The question of whether the use of solitary confinement is appropriate is not one that is exclusive to the United States, and it has been addressed in international law. The answer there is resoundingly that solitary confinement is too inhumane to be allowed. Under the Geneva Convention, solitary confinement is forbidden even in times of conflict. More specific to the United States, in 2020 a UN human rights expert expressed concern at the country’s use of solitary confinement. This concern was not specific to the use of solitary confinement in juvenile facilities, but about the practice as a whole. This expert stated that “this deliberate infliction of severe mental pain or suffering may well amount amount to psychological torture,” and that “prologed or indefinite solitary confinement cannot be regarded as a ‘lawful sanction’ under the Mandela Rules” which are the UN’s minimum standards for the treatment of prisoners.

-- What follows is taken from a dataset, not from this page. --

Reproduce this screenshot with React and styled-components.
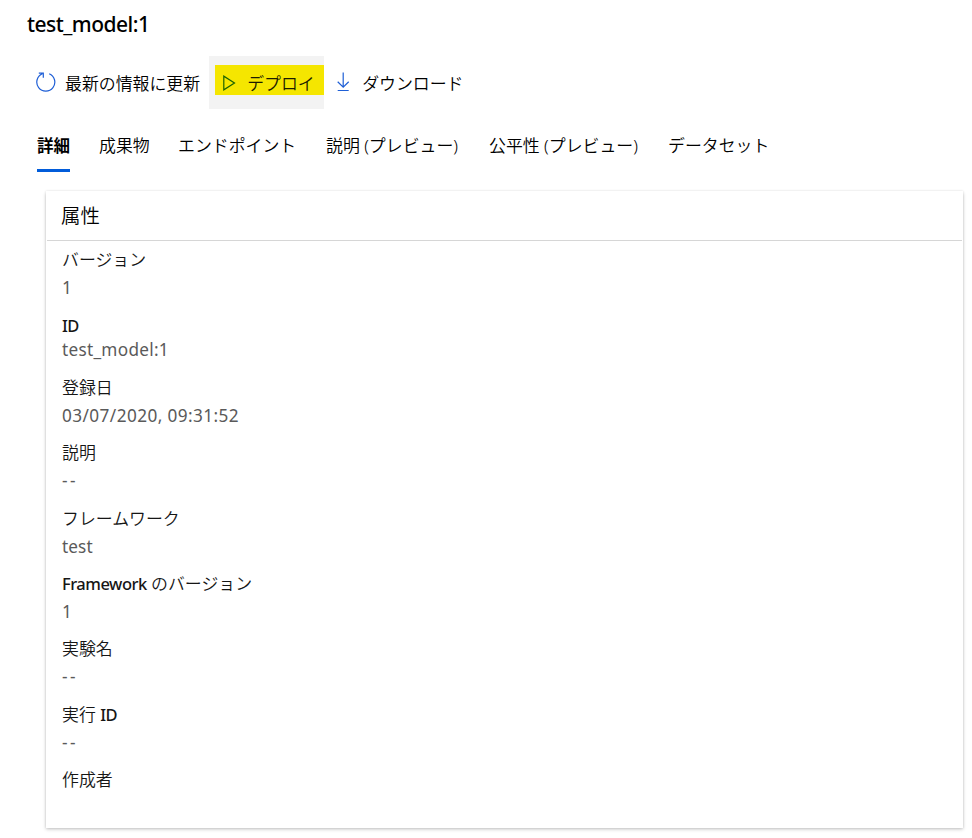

Not only is the use of solitary confinement on young people detrimental to their mental health, it is also not useful. People who are placed in solitary confinement while in prison are more likely to commit crime when they return to their communities than those who did not experience it and are more likely to be rearrested after they get out. They are also more likely to “attempt and die by suicide” than the rest of the prison population. This is true of populations of young people as well. While prison officials may believe that the use of solitary confinement is necessary for prison safety, this is not the case. In Colorado, which has reduced its use of solitary confinement significantly, attacks on staff have also fallen. Other states have also reduced the use of solitary confinement without seeing an increase in violence.
Solitary confinement is not a necessary, effective, or humane practice. The goal of the youth legal system should be to help young people who are dealing with circumstances which may lead them to come in contact with it. Children need access to good education and mental health resources. They rely on the adults in their lives, whether those adults be guardians or state officials, to provide them those resources. Young people who live in circumstances beyond their control should not be put in a situation which makes their lives more difficult by the very people who are supposed to protect them. They should be given resources and socialization, not isolation during the most formative years of their lives.